Technologies like EMC Documentum Content Management give a structure to all unstructured content as well as enforce rules around access control, workflow, tiering, etc. In addition, technologies acquired through EMC’s acquisition of Infoscape allow customers to analyse file-level information based on the criticality of content within a file and accordingly decide how to act upon it. Virtualisation technologies through EMC’s acquisition of Rainfinity allow customers to implement a global namespace around all file-based storage and ease management. Content Addressed Storage (CAS) technologies like EMC Centera help enterprises in deduplicating and drastically reducing backup windows of the existing file-level storage devices.
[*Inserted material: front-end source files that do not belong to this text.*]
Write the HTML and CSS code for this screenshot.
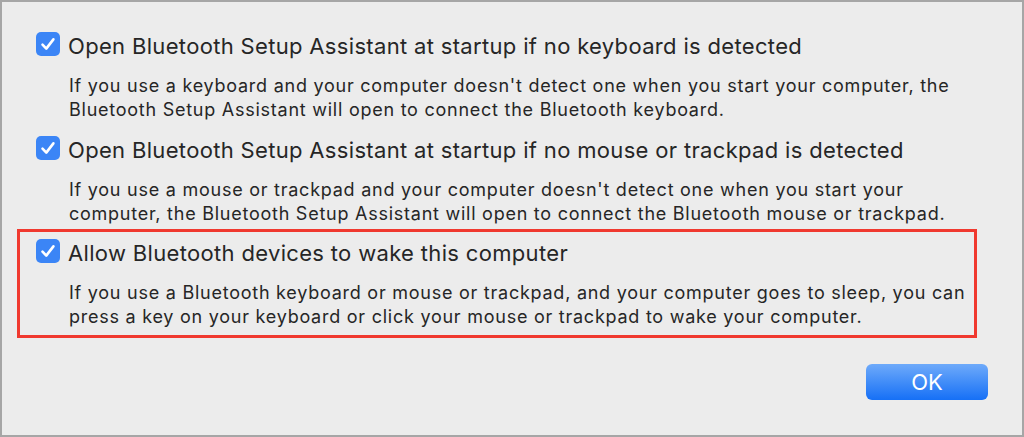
FILE: index.html
```html
<!DOCTYPE html>
<html>
<head>
    <title>Bluetooth Advanced Settings</title>
    <meta charset="utf-8">
    <link rel="stylesheet" href="styles.css">
</head>
<body>
    <div class="dialog">
        <div class="option">
            <div class="option-row">
                <span class="checkbox">
                    <svg viewBox="0 0 24 24" width="24" height="24"><path d="M6.5 12.6 L10.3 16.6 L17.4 7.4" /></svg>
                </span>
                <span class="option-title">Open Bluetooth Setup Assistant at startup if no keyboard is detected</span>
            </div>
            <p class="option-desc">If you use a keyboard and your computer doesn't detect one when you start your computer, the<br>Bluetooth Setup Assistant will open to connect the Bluetooth keyboard.</p>
        </div>

        <div class="option">
            <div class="option-row">
                <span class="checkbox">
                    <svg viewBox="0 0 24 24" width="24" height="24"><path d="M6.5 12.6 L10.3 16.6 L17.4 7.4" /></svg>
                </span>
                <span class="option-title">Open Bluetooth Setup Assistant at startup if no mouse or trackpad is detected</span>
            </div>
            <p class="option-desc">If you use a mouse or trackpad and your computer doesn't detect one when you start your<br>computer, the Bluetooth Setup Assistant will open to connect the Bluetooth mouse or trackpad.</p>
        </div>

        <!-- highlighted option -->
        <div class="option highlight">
            <div class="option-row">
                <span class="checkbox">
                    <svg viewBox="0 0 24 24" width="24" height="24"><path d="M6.5 12.6 L10.3 16.6 L17.4 7.4" /></svg>
                </span>
                <span class="option-title">Allow Bluetooth devices to wake this computer</span>
            </div>
            <p class="option-desc">If you use a Bluetooth keyboard or mouse or trackpad, and your computer goes to sleep, you can<br>press a key on your keyboard or click your mouse or trackpad to wake your computer.</p>
        </div>

        <div class="buttons">
            <button class="btn-ok">OK</button>
        </div>
    </div>
</body>
</html>
```

FILE: styles.css
```css
html, body {
    margin: 0;
    padding: 0;
}
body {
    background: #ececec;
    font-family: "Inter", "Noto Sans", sans-serif;
    color: #262626;
}
.dialog {
    box-sizing: border-box;
    height: 437px;
    border: 2px solid #a6a6a6;
    padding: 30px 34px 0 34px;
    display: flex;
    flex-direction: column;
}
.option {
    display: flex;
    flex-direction: column;
}
.option + .option {
    margin-top: 14px;
}
.option-row {
    display: flex;
    align-items: flex-start;
    gap: 8px;
}
.checkbox {
    width: 24px;
    height: 24px;
    flex: none;
    border-radius: 5px;
    background: #3b85f6;
    display: flex;
}
.checkbox svg path {
    fill: none;
    stroke: #ffffff;
    stroke-width: 2.6;
    stroke-linecap: round;
    stroke-linejoin: round;
}
.option-title {
    font-size: 22px;
    line-height: 28px;
    letter-spacing: 0.33px;
    white-space: nowrap;
}
.option-desc {
    margin: 14px 0 0 33px;
    font-size: 18px;
    line-height: 24px;
    letter-spacing: 0.75px;
    white-space: nowrap;
}
.option.highlight {
    margin: 3px 11px 0 -19px;
    border: 3px solid #f0392f;
    padding: 7px 0 6px 16px;
}
.buttons {
    display: flex;
    justify-content: flex-end;
    margin-top: 26px;
}
.btn-ok {
    width: 122px;
    height: 36px;
    border: none;
    border-radius: 6px;
    background: linear-gradient(to bottom, #6eaafa, #1670f6);
    color: #ffffff;
    font-family: "Inter", "Noto Sans", sans-serif;
    font-size: 22px;
    padding: 0;
}
```
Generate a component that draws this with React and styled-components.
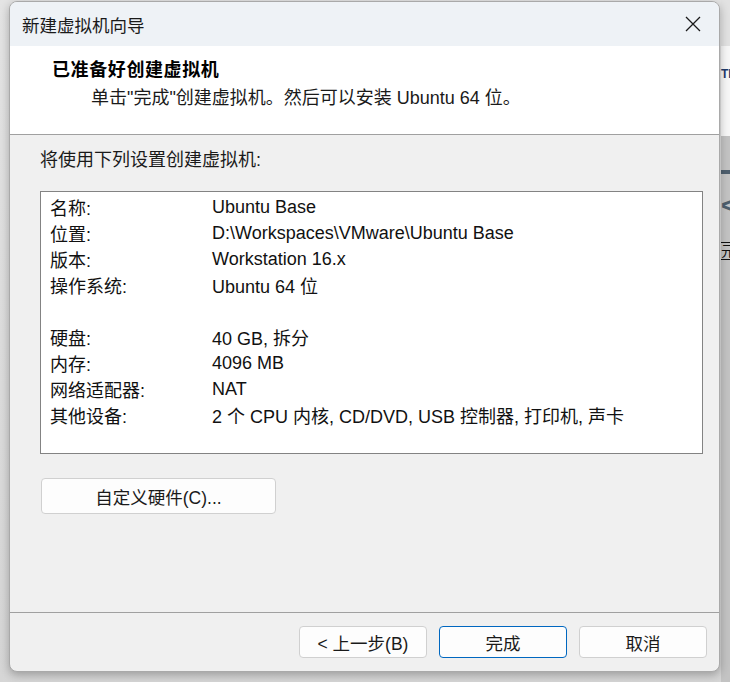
import React from 'react';
import styled, { createGlobalStyle } from 'styled-components';

const GlobalStyle = createGlobalStyle`
    html, body {
        margin: 0;
        padding: 0;
        background: #dedede;
        font-family: "Liberation Sans", "Noto Sans CJK SC", sans-serif;
        overflow: hidden;
    }
`;

const Desktop = styled.div`
    display: flex;
    width: 730px;
    height: 682px;
    overflow: hidden;
    background: linear-gradient(180deg, #e4e4e4 0%, #d6d6d6 100%);
`;

const Window = styled.div`
    position: relative;
    z-index: 1;
    display: flex;
    flex-direction: column;
    flex: 0 0 711px;
    height: 671px;
    margin: 1px 0 0 9px;
    box-sizing: border-box;
    border: 1px solid #a9a9a9;
    border-radius: 8px;
    overflow: hidden;
    background: #f0f0f0;
    box-shadow: 0 3px 10px rgba(0, 0, 0, 0.28);
`;

const TitleBar = styled.div`
    display: flex;
    align-items: center;
    justify-content: space-between;
    height: 44px;
    flex-shrink: 0;
    padding: 0 12px 0 12px;
    background: #eef2f6;
    color: #1a1a1a;
    font-size: 17.5px;
`;

const CloseBtn = styled.div`
    display: flex;
    align-items: center;
    justify-content: center;
    width: 40px;
    height: 40px;
    margin-right: -6px;
`;

const Header = styled.div`
    height: 89px;
    flex-shrink: 0;
    padding: 12px 0 0 42px;
    box-sizing: border-box;
    background: #ffffff;
    border-bottom: 1px solid #a0a0a0;
`;

const Heading = styled.div`
    font-size: 18px;
    font-weight: 700;
    letter-spacing: 0.6px;
    color: #000;
    line-height: 24px;
`;

const SubHeading = styled.div`
    margin: 4px 0 0 39px;
    font-size: 18px;
    line-height: 24px;
    color: #1a1a1a;
`;

const Body = styled.div`
    flex: 1;
    padding: 14px 16px 0 30px;
    border-bottom: 1px solid #a0a0a0;
`;

const Intro = styled.div`
    font-size: 18px;
    line-height: 22px;
    color: #1a1a1a;
`;

const ListBox = styled.div`
    margin-top: 20px;
    height: 263px;
    box-sizing: border-box;
    padding: 2px 0 0 9px;
    background: #ffffff;
    border: 1px solid #838383;
`;

const Row = styled.div`
    display: flex;
    height: ${props => props.gap ? 52 : 26}px;
    align-items: ${props => props.gap ? 'flex-end' : 'center'};
    font-size: 18px;
    color: #111;
`;

const RowInner = styled.div`
    display: flex;
    align-items: center;
    height: 26px;
`;

const Label = styled.span`
    width: 162px;
    flex-shrink: 0;
`;

const Value = styled.span`
    white-space: nowrap;
`;

const Button = styled.button`
    width: ${props => props.w || 128}px;
    height: ${props => props.h || 32}px;
    box-sizing: border-box;
    background: #fdfdfd;
    border: 1px solid ${props => props.primary ? '#0067c0' : '#d0d0d0'};
    border-radius: 4px;
    font-family: "Liberation Sans", "Noto Sans CJK SC", sans-serif;
    font-size: 17.5px;
    color: #1a1a1a;
    padding: 0;
    cursor: default;
`;

const CustomWrap = styled.div`
    margin-top: 24px;
    margin-left: 1px;
`;

const Footer = styled.div`
    display: flex;
    justify-content: flex-end;
    gap: 12px;
    height: 58px;
    flex-shrink: 0;
    padding: 13px 12px 0 0;
    box-sizing: border-box;
`;

const BackWindow = styled.div`
    flex: 1;
    display: flex;
    flex-direction: column;
    margin-left: 1px;
`;

const BackTop = styled.div`
    height: 46px;
    background: #e2e2e2;
`;

const BackHead = styled.div`
    height: 90px;
    background: #f7f7f7;
    color: #1f3a6b;
    font-size: 12px;
    font-weight: 700;
    padding-top: 22px;
    box-sizing: border-box;
    line-height: 12px;
`;

const BackPanel = styled.div`
    flex: 1;
    background: #c3c3c3;
    display: flex;
    flex-direction: column;
    padding-top: 34px;
`;

const BackBar = styled.div`
    height: 4px;
    background: #4e5f6e;
`;

const BackArrow = styled.div`
    margin-top: 18px;
    color: #4e5f6e;
    font-size: 26px;
    font-weight: 700;
    line-height: 26px;
`;

const BackLink = styled.div`
    margin-top: 24px;
    font-size: 14px;
    line-height: 16px;
    color: #111;
    border-top: 1px solid #111;
    border-bottom: 1px solid #111;
    white-space: nowrap;
`;

const rows = [
    ['名称:', 'Ubuntu Base'],
    ['位置:', 'D:\\Workspaces\\VMware\\Ubuntu Base'],
    ['版本:', 'Workstation 16.x'],
    ['操作系统:', 'Ubuntu 64 位'],
    ['硬盘:', '40 GB, 拆分', true],
    ['内存:', '4096 MB'],
    ['网络适配器:', 'NAT'],
    ['其他设备:', '2 个 CPU 内核, CD/DVD, USB 控制器, 打印机, 声卡'],
];

export default function App() {
    return (
        <>
            <GlobalStyle />
            <Desktop>
                <Window>
                    <TitleBar>
                        <span>新建虚拟机向导</span>
                        <CloseBtn>
                            <svg width="16" height="16" viewBox="0 0 16 16">
                                <path d="M1 1 L15 15 M15 1 L1 15" stroke="#1a1a1a" strokeWidth="1.3" fill="none" />
                            </svg>
                        </CloseBtn>
                    </TitleBar>
                    <Header>
                        <Heading>已准备好创建虚拟机</Heading>
                        <SubHeading>单击"完成"创建虚拟机。然后可以安装 Ubuntu 64 位。</SubHeading>
                    </Header>
                    <Body>
                        <Intro>将使用下列设置创建虚拟机:</Intro>
                        <ListBox>
                            {rows.map(([label, value, gap]) => (
                                <Row key={label} gap={gap ? 1 : 0}>
                                    <RowInner>
                                        <Label>{label}</Label>
                                        <Value>{value}</Value>
                                    </RowInner>
                                </Row>
                            ))}
                        </ListBox>
                        <CustomWrap>
                            <Button w={235} h={36}>自定义硬件(C)...</Button>
                        </CustomWrap>
                    </Body>
                    <Footer>
                        <Button>&lt; 上一步(B)</Button>
                        <Button primary>完成</Button>
                        <Button>取消</Button>
                    </Footer>
                </Window>
                <BackWindow>
                    <BackTop />
                    <BackHead>TM</BackHead>
                    <BackPanel>
                        <BackBar />
                        <BackArrow>&lt;</BackArrow>
                        <BackLink>元</BackLink>
                    </BackPanel>
                </BackWindow>
            </Desktop>
        </>
    );
}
Where possible FAN will look to leverage existing standards—file access in UNIX and Windows use NFS and CIFS respectively and FAN leverages these standards—predicts Penaflor. However, as with all new technology there will always be areas not covered by existing standards. FAN is focussed on all aspects of file data management and as a concept FAN is relatively new. However, a number of the underlying technologies used in FAN can be considered mature. Brocade has just released Storage X v6.0. A FAN is suite of hardware and, optionally, software management technologies used to organise, route, switch and provide consistent access to large amounts of file data. Different solutions in the suite will therefore be at different stages of maturity.

“There are no clear standards for FAN as yet. True heterogeneous FANs with a unified global namespace and vendor independent interoperability will take some time to arrive. Software-based solutions currently offer considerable flexibility in letting you put together FANs with storage components from a variety of vendors and across multiple OS platforms,” says Basant Rajan, Chief Technology Officer, Symantec India.